The issue is the process is spun up using Popen
with Shell=False
(specifically, they just let Shell
take the default value, which is False
). In the code sample above, at line 52, you can see the fix. For Windows and Ubuntu you need to have Shell=True
, otherwise the import fails. For macOS Shell=False
is fine (both Intel and Arm64).
Evidently this hack was only for Ubuntu, but it's in the Paddle code for all operating systems, so it needs to be fixed for both Windows and Ubuntu.
And with that we have PaddleOCR running. It's not very fast on a CPU. 10-15 seconds for half a page of text, but turn on GPU and it's 200ms or so. Totally useable and very accurate.
The next release of CodeProject.AI Server will include an option to install OCR using PaddleOCR. Our project is for the first week of December.

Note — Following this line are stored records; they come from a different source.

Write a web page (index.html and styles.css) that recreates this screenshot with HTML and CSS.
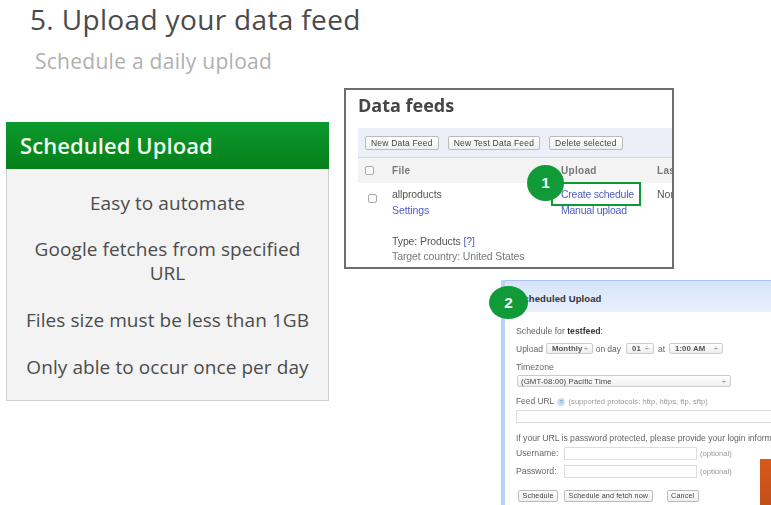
FILE: index.html
```html
<!DOCTYPE html>
<html lang="en">
<head>
<meta charset="utf-8">
<title>Upload your data feed</title>
<link rel="stylesheet" href="styles.css">
</head>
<body>
<main class="slide">
  <h1 class="title">5. Upload your data feed</h1>
  <p class="subtitle">Schedule a daily upload</p>

  <section class="card">
    <h2 class="card-head">Scheduled Upload</h2>
    <div class="card-body">
      <p>Easy to automate</p>
      <p>Google fetches from specified URL</p>
      <p>Files size must be less than 1GB</p>
      <p>Only able to occur once per day</p>
    </div>
  </section>

  <section class="shot feeds">
    <div class="shot-inner">
      <h3 class="feeds-title">Data feeds</h3>
      <div class="toolbar">
        <span class="btn">New Data Feed</span>
        <span class="btn">New Test Data Feed</span>
        <span class="btn">Delete selected</span>
      </div>
      <div class="row head">
        <span class="c-check"><i class="box"></i></span>
        <span class="c-file">File</span>
        <span class="c-upload">Upload</span>
        <span class="c-last">Las</span>
      </div>
      <div class="row body">
        <span class="c-check"><i class="box"></i></span>
        <div class="c-file">
          <div class="line">allproducts</div>
          <div class="line link">Settings</div>
          <div class="line type">Type: Products <span class="link">[?]</span></div>
          <div class="line muted">Target country: United States</div>
        </div>
        <div class="c-upload">
          <div class="line link">Create schedule</div>
          <div class="line link">Manual upload</div>
        </div>
        <span class="c-last">Nor</span>
      </div>
    </div>
  </section>
  <div class="highlight"></div>
  <div class="badge badge-1">1</div>

  <section class="shot2">
    <div class="dlg-head">Scheduled Upload</div>
    <div class="dlg-body">
      <div class="f f-for">Schedule for <b>testfeed</b>:</div>
      <div class="f f-upload">Upload <span class="sel s-month">Monthly<em>÷</em></span> on day <span class="sel s-day">01<em>÷</em></span> at <span class="sel s-time">1:00 AM<em>÷</em></span></div>
      <div class="f f-tz">Timezone</div>
      <div class="sel s-zone">(GMT-08:00) Pacific Time<em>÷</em></div>
      <div class="f f-url">Feed URL <i class="help">?</i> <small>(supported protocols: http, https, ftp, sftp)</small></div>
      <div class="input wide"></div>
      <div class="f f-if">If your URL is password protected, please provide your login information</div>
      <div class="cred"><span class="lab">Username:</span><span class="input"></span><small>(optional)</small></div>
      <div class="cred"><span class="lab">Password:</span><span class="input"></span><small>(optional)</small></div>
      <div class="actions">
        <span class="btn">Schedule</span>
        <span class="btn">Schedule and fetch now</span>
        <span class="btn cancel">Cancel</span>
      </div>
    </div>
    <div class="orange"></div>
  </section>
  <div class="badge badge-2">2</div>
</main>
</body>
</html>
```
FILE: styles.css
```css
* { box-sizing: border-box; }
html, body { margin: 0; padding: 0; background: #fff; }
body { width: 771px; height: 505px; overflow: hidden; font-family: "Open Sans", sans-serif; }
.slide { position: relative; width: 771px; height: 505px; overflow: hidden; padding: 0 0 0 6px; }

.title { margin: 0 0 0 24px; font-size: 28px; line-height: 38px; font-weight: 400; color: #4a4a4a; letter-spacing: 0.35px; }
.subtitle { margin: 8px 0 0 29px; font-size: 21px; line-height: 30px; font-weight: 400; color: #b0b0b0; letter-spacing: 0.27px; }

.card { margin-top: 46px; width: 323px; height: 279px; background: #f3f3f3; border: 1px solid #cfcfcf; border-top: 0; }
.card-head { margin: 0 -1px; height: 47px; padding-left: 14px; font-size: 22px; line-height: 47px; font-weight: 600; color: #f2f8ee; background: linear-gradient(#0b9a2c, #067f1b); letter-spacing: 0.08px; }
.card-body { padding: 22.6px 12px 0; text-align: center; font-size: 19px; line-height: 23.5px; color: #4c4c4c; letter-spacing: 0.08px; }
.card-body p { margin: 0 0 23.4px; }

.shot { position: absolute; left: 344px; top: 88px; width: 330px; height: 181px; border: 2px solid #6e6e6e; background: #fff; overflow: hidden; font-family: "Liberation Sans", sans-serif; font-size: 10.5px; color: #555; }
.shot-inner { filter: blur(0.35px); padding-top: 3px; }
.feeds-title { margin: 0 0 0 12px; font-family: "Open Sans", sans-serif; font-size: 18px; line-height: 24px; font-weight: 700; color: #454545; }
.toolbar { margin: 11px 0 0 12px; height: 30px; background: #eceef8; border-bottom: 1px solid #d5d9ee; display: flex; align-items: center; gap: 9px; padding: 0 0 0 7px; }
.btn { display: inline-block; height: 14px; padding: 0 5px; line-height: 13px; font-size: 8.5px; letter-spacing: 0.2px; color: #444; background: linear-gradient(#fff, #efefef); border: 1px solid #bbb; border-radius: 2px; white-space: nowrap; }
.row { margin-left: 12px; display: flex; position: relative; }
.row.head { height: 25px; background: #f3f3f3; align-items: center; font-weight: 700; color: #777; letter-spacing: 0.3px; font-size: 10px; }
.c-check { flex: none; width: 34px; padding-left: 7px; display: block; }
.row.body .c-check { padding-left: 10px; padding-top: 7px; }
.c-file { flex: none; width: 169px; }
.c-upload { flex: none; width: 96px; }
.c-last { flex: none; width: 20px; white-space: nowrap; }
.box { display: block; width: 9px; height: 9px; border: 1px solid #aaa; border-radius: 2px; background: #fafafa; }
.line { height: 15.5px; line-height: 15.5px; white-space: nowrap; letter-spacing: -0.1px; }
.c-upload .line { letter-spacing: -0.24px; }
.row.body { padding-top: 4px; }
.row.body .c-last { line-height: 15.5px; }
.link { color: #4a5fc0; }
.type { margin-top: 15.5px; }
.muted { color: #777; }

.highlight { position: absolute; left: 551px; top: 182px; width: 90px; height: 24px; border: 2px solid #0c9a35; }
.badge { position: absolute; border-radius: 50%; background: #109a38; color: #eef7ee; font-family: "Liberation Sans", sans-serif; font-weight: 700; font-size: 15.5px; text-align: center; }
.badge-1 { left: 527px; top: 165px; width: 37px; height: 36px; line-height: 36px; }
.badge-2 { left: 489px; top: 286px; width: 39px; height: 33px; line-height: 33px; }

.shot2 { position: absolute; left: 501px; top: 280px; width: 270px; height: 225px; background: #fff; border-left: 4px solid #bcd2f5; overflow: hidden; font-family: "Liberation Sans", sans-serif; color: #666; font-size: 8.7px; }
.dlg-head { height: 32px; padding-left: 12px; background: linear-gradient(#d6e4fa, #e8f0fc); border-top: 1px solid #a9c4ee; font-weight: 700; font-size: 9.5px; line-height: 35px; color: #333; letter-spacing: 0.1px; }
.dlg-body { padding: 13px 0 0 11px; filter: blur(0.3px); white-space: nowrap; }
.f { line-height: 12px; }
.f b { color: #333; }
.f-upload { margin-top: 6px; height: 13px; line-height: 13px; font-size: 8.5px; word-spacing: -0.4px; }
.sel { display: inline-block; position: relative; height: 11px; line-height: 10px; padding-left: 5px; margin: 0 1px; font-size: 7.8px; font-weight: 700; color: #555; background: linear-gradient(#fff, #eee); border: 1px solid #ccc; border-radius: 2px; letter-spacing: 0.1px; vertical-align: 1px; word-spacing: 0; }
.sel em { position: absolute; right: 4px; top: 0; font-style: normal; font-weight: 400; font-size: 7px; }
.s-month { width: 47px; }
.s-day { width: 28px; margin: 0 2px 0 3px; }
.s-time { width: 54px; margin-left: 2px; }
.s-zone { display: block; margin: 2px 0 0 1px; padding-left: 3px; width: 214px; font-weight: 400; color: #444; height: 12px; line-height: 11px; }
.f-tz { margin-top: 5px; }
.f-url { margin-top: 8px; font-size: 8.4px; }
.help { display: inline-block; width: 8px; height: 8px; border-radius: 50%; background: #cfe0f5; color: #5a85c0; font-size: 6px; font-style: normal; line-height: 8px; text-align: center; margin: 0 1px; }
small { font-size: 7.6px; color: #999; letter-spacing: 0.02px; }
.input { display: block; height: 13px; background: #fff; border: 1px solid #ddd; }
.wide { margin-top: 2px; width: 300px; }
.f-if { margin-top: 9px; letter-spacing: -0.04px; }
.cred { display: flex; align-items: center; height: 12px; margin-top: 5px; }
.cred + .cred { margin-top: 6px; }
.cred .lab { width: 48px; }
.cred .input { width: 133px; margin-right: 3px; height: 13px; flex: none; }
.f-if + .cred { margin-top: 3px; }
.actions { display: flex; gap: 6px; margin: 13px 0 0 2px; }
.shot2 .btn { font-size: 7.2px; height: 12px; line-height: 10px; padding: 0 3.5px; letter-spacing: 0.13px; }
.shot2 .cancel { margin-left: 8px; }
.orange { position: absolute; left: 255px; top: 179px; width: 11px; height: 46px; background: linear-gradient(#d9591a, #c2501a); }
```
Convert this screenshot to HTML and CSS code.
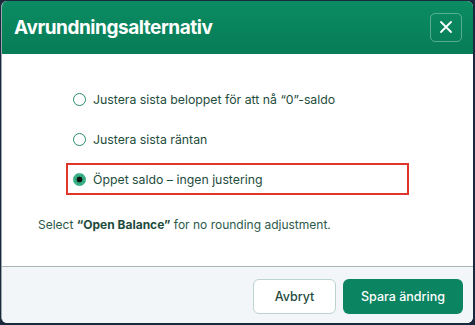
FILE: index.html
```html
<!DOCTYPE html>
<html lang="sv">
<head>
<meta charset="utf-8">
<link rel="stylesheet" href="styles.css">
</head>
<body>
<div class="modal">
  <header class="modal-header">
    <h1 class="title">Avrundningsalternativ</h1>
    <button class="close" aria-label="Stäng">
      <svg width="14" height="14" viewBox="0 0 14 14"><path d="M2 2 L12 12 M12 2 L2 12" stroke="#fff" stroke-width="1.8" stroke-linecap="round"/></svg>
    </button>
  </header>
  <main class="modal-body">
    <div class="options">
      <label class="option"><span class="radio"></span><span>Justera sista beloppet för att nå “0”-saldo</span></label>
      <label class="option"><span class="radio"></span><span>Justera sista räntan</span></label>
      <label class="option selected"><span class="radio checked"></span><span>Öppet saldo – ingen justering</span></label>
    </div>
    <p class="hint">Select <strong>“Open Balance”</strong> for no rounding adjustment.</p>
  </main>
  <footer class="modal-footer">
    <button class="btn btn-secondary">Avbryt</button>
    <button class="btn btn-primary">Spara ändring</button>
  </footer>
</div>
</body>
</html>
```

FILE: styles.css
```css
* { box-sizing: border-box; }
html, body { height: 100%; }
body {
  margin: 0;
  background: #1a2a3c;
  font-family: Inter, "Noto Sans", sans-serif;
  padding: 1px 2px 2px 1px;
}
.modal {
  height: 100%;
  background: #fff;
  border-radius: 6px;
  overflow: hidden;
  display: flex;
  flex-direction: column;
  border-left: 1px solid #9aa6ae;
}
.modal-header {
  height: 53px;
  flex: none;
  background: linear-gradient(180deg, #0b8c62 0%, #077c57 100%);
  display: flex;
  align-items: center;
  justify-content: space-between;
  padding: 0 11px 1px 12px;
}
.title {
  margin: 0;
  color: #fff;
  font-size: 19px;
  font-weight: 700;
  letter-spacing: -0.45px;
}
.close {
  width: 32px;
  height: 29px;
  border: 1px solid rgba(255,255,255,0.32);
  border-radius: 5px;
  background: transparent;
  display: flex;
  align-items: center;
  justify-content: center;
  padding: 0;
}
.modal-body {
  flex: 1;
  padding: 29px 36px 0 36px;
}
.options {
  display: flex;
  flex-direction: column;
  gap: 8px;
  padding-left: 28px;
  width: 371px;
}
.option {
  display: flex;
  align-items: center;
  gap: 7px;
  height: 32px;
  padding-left: 5px;
  color: #1e4c3c;
  font-size: 12.3px;
  border: 2px solid transparent;
}
.option.selected {
  border-color: #e0352b;
}
.radio {
  width: 13px;
  height: 13px;
  border-radius: 50%;
  border: 1.3px solid #2a8a6a;
  background: #fff;
  flex: none;
}
.radio.checked {
  border: 2px dotted #4cb58f;
  background: radial-gradient(circle, #111 0 2.6px, #2faa7d 3.2px 100%);
}
.hint {
  margin: 22px 0 0 0;
  color: #2b5a4a;
  font-size: 12px;
}
.hint strong { color: #1e4c3c; }
.modal-footer {
  height: 57px;
  flex: none;
  background: #f3f6f9;
  border-top: 1px solid #a8b4b4;
  display: flex;
  justify-content: flex-end;
  align-items: center;
  gap: 7px;
  padding: 2px 10px 0 0;
}
.btn {
  height: 35px;
  border-radius: 6px;
  font-family: Inter, "Noto Sans", sans-serif;
  font-size: 12.5px;
  font-weight: 500;
}
.btn-secondary {
  width: 83px;
  background: #fff;
  border: 1px solid #bcd3cf;
  color: #244a3e;
}
.btn-primary {
  width: 120px;
  background: #0a8461;
  border: none;
  color: #fff;
}
```
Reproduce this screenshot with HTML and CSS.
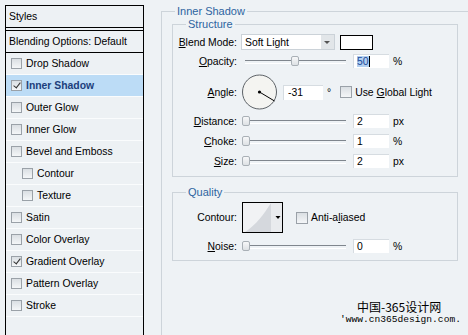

Postscript: GPU support for PaddlePaddle in Ubuntu under WSL
This one has defeated us so far. PaddleOCR (CPU only) in Ubunut 22.04 on WSL works fine. GPU enabled does not. One major issue with WSL is you need to install CUDA in WSL rather than rely on the Windows CUDA drivers doing their thing. A write-up can be found here. Once you have CUDA installed, test it be opening a Python terminal and entering
import paddle
paddle.utils.run_check()
If this is all good then you can look at installing the Paddle packages, our best effort so far is using
-f https:
paddlepaddle-gpu==2.4.0rc0
paddleocr==2.6.0.1
This installs succesfully and will at least launch (other combinations crash half a dozen different ways) but you end up with the very issue that the hack (above) was meant to solve: namely, you will get a segfault when trying to run PaddleOCR due to a numpy bug caused by importing OPenCV. The hack is meant to solve this by importing OpenCV in a spawned Python process. This process isn't successful in ubuntu 22.04 (at least for us) so it falls back to a classic "import cv2" which then leads to the segfault.